>>> For now, every app with this problem has to implement something like
>>> a growable (and hopefully shrinkable) filesystem within a file.
>>> Apps can add a block mapping layer complete with triple-indirect
>>> blocks, or they can copy around huge amounts of data and update
>>> document references as needed.
>> The point being that they *do* that. Each has its own bloody format. Each
>> will *have* to carry that code around, unless you will manage to push
>> every blasted thing into the kernels. Yup, plural. Linux is not the only
> Linux is not UNIX(R) at all. Linux is a hot new operating system
> designed for the next century^H^H^H^H^H^H^H38 years. UNIX(R) is dead.
Good joke. You can be sure that ANY non-portable solution will not be used
neither by KDE nor by GNOME. And if want to use this "hot new operation system"

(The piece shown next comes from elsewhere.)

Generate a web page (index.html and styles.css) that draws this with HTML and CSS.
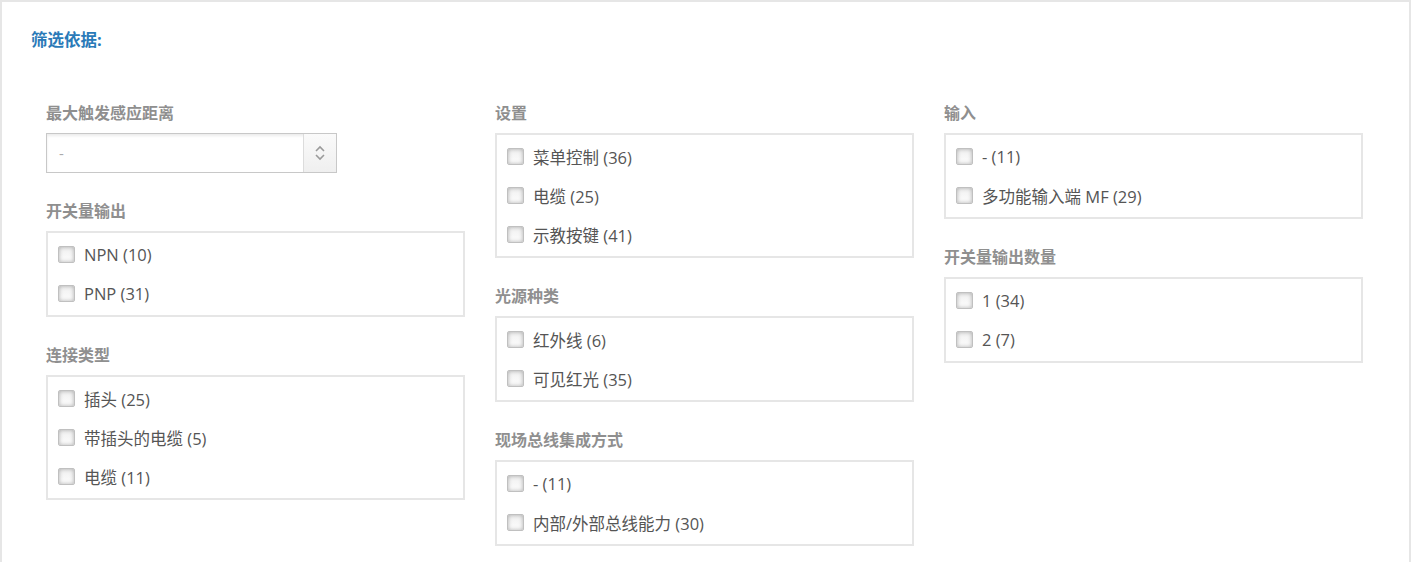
FILE: index.html
```html
<!DOCTYPE html>
<html lang="zh">
<head>
<meta charset="utf-8">
<title>筛选依据</title>
<link rel="stylesheet" href="styles.css">
</head>
<body>
<div class="frame">
  <h2 class="title">筛选依据:</h2>
  <div class="cols">
    <div class="col">
      <section class="group">
        <h3 class="head">最大触发感应距离</h3>
        <div class="select">
          <span class="select-val">-</span>
          <span class="spin">
            <svg width="12" height="20" viewBox="0 0 12 20"><path d="M2 8 L6 4 L10 8" fill="none" stroke="#9a9a9a" stroke-width="1.6"/><path d="M2 12 L6 16 L10 12" fill="none" stroke="#9a9a9a" stroke-width="1.6"/></svg>
          </span>
        </div>
      </section>
      <section class="group">
        <h3 class="head">开关量输出</h3>
        <div class="box">
          <label class="opt"><span class="cb"></span>NPN (10)</label>
          <label class="opt"><span class="cb"></span>PNP (31)</label>
        </div>
      </section>
      <section class="group">
        <h3 class="head">连接类型</h3>
        <div class="box">
          <label class="opt"><span class="cb"></span>插头 (25)</label>
          <label class="opt"><span class="cb"></span>带插头的电缆 (5)</label>
          <label class="opt"><span class="cb"></span>电缆 (11)</label>
        </div>
      </section>
    </div>
    <div class="col">
      <section class="group">
        <h3 class="head">设置</h3>
        <div class="box">
          <label class="opt"><span class="cb"></span>菜单控制 (36)</label>
          <label class="opt"><span class="cb"></span>电缆 (25)</label>
          <label class="opt"><span class="cb"></span>示教按键 (41)</label>
        </div>
      </section>
      <section class="group">
        <h3 class="head">光源种类</h3>
        <div class="box">
          <label class="opt"><span class="cb"></span>红外线 (6)</label>
          <label class="opt"><span class="cb"></span>可见红光 (35)</label>
        </div>
      </section>
      <section class="group">
        <h3 class="head">现场总线集成方式</h3>
        <div class="box">
          <label class="opt"><span class="cb"></span>- (11)</label>
          <label class="opt"><span class="cb"></span>内部/外部总线能力 (30)</label>
        </div>
      </section>
    </div>
    <div class="col">
      <section class="group">
        <h3 class="head">输入</h3>
        <div class="box">
          <label class="opt"><span class="cb"></span>- (11)</label>
          <label class="opt"><span class="cb"></span>多功能输入端 MF (29)</label>
        </div>
      </section>
      <section class="group">
        <h3 class="head">开关量输出数量</h3>
        <div class="box">
          <label class="opt"><span class="cb"></span>1 (34)</label>
          <label class="opt"><span class="cb"></span>2 (7)</label>
        </div>
      </section>
    </div>
  </div>
</div>
</body>
</html>
```

FILE: styles.css
```css
html, body {
  margin: 0;
  padding: 0;
  background: #fff;
}
body {
  font-family: "Open Sans", "Noto Sans CJK SC", sans-serif;
  color: #555;
}
.frame {
  width: 1407px;
  height: 560px;
  overflow: hidden;
  border-top: 2px solid #e6e6e6;
  border-left: 2px solid #e6e6e6;
  border-right: 2px solid #e6e6e6;
  box-sizing: content-box;
}
.title {
  margin: 0;
  padding: 28px 0 0 29px;
  font-size: 16.5px;
  line-height: 20px;
  font-weight: bold;
  color: #2a7ab8;
}
.cols {
  display: flex;
  gap: 30px;
  padding: 53px 0 0 44px;
}
.col {
  width: 419px;
  display: flex;
  flex-direction: column;
}
.group {
  margin-bottom: 28px;
}
.head {
  margin: 0 0 10px 0;
  font-size: 16px;
  line-height: 20px;
  font-weight: bold;
  color: #8f8f8f;
}
.select {
  width: 291px;
  height: 40px;
  box-sizing: border-box;
  border: 1px solid #c8c8c8;
  box-shadow: inset 0 2px 3px rgba(0,0,0,0.08);
  display: flex;
  align-items: center;
}
.select-val {
  flex: 1;
  padding-left: 12px;
  color: #aaa;
  font-size: 15px;
}
.spin {
  width: 32px;
  height: 100%;
  border-left: 1px solid #dcdcdc;
  background: linear-gradient(#fafafa, #efefef);
  display: flex;
  align-items: center;
  justify-content: center;
}
.box {
  border: 2px solid #e6e6e6;
  padding: 2px 0 2px 0;
}
.opt {
  display: flex;
  align-items: center;
  height: 39px;
  padding-left: 10px;
  font-size: 16.5px;
  color: #555;
}
.cb {
  width: 15px;
  height: 15px;
  border: 1px solid #c0c0c0;
  border-radius: 2px;
  box-shadow: inset 0 0 4px rgba(0,0,0,0.3);
  background: linear-gradient(#f0f0f0, #fdfdfd);
  margin-right: 9px;
  flex: none;
}
```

on desktop (and server does not need compound documents support very much :-)
without KDE and without GNOME... Hmm... Good luck :-E
>> Good luck doing that. If you are going to invent a new uniform
>> scheme - fine, go ahead, implement it as filesystem and I will write a
>> loopback-mount-on-the-fly. Oh, and don't forget to make them switch to new
>> format. Deal?
> That is one way to implement the API, but it won't let the document
> share allocation and namespace support with the filesystem.
> You still end up going through two filesystem(-like) layers.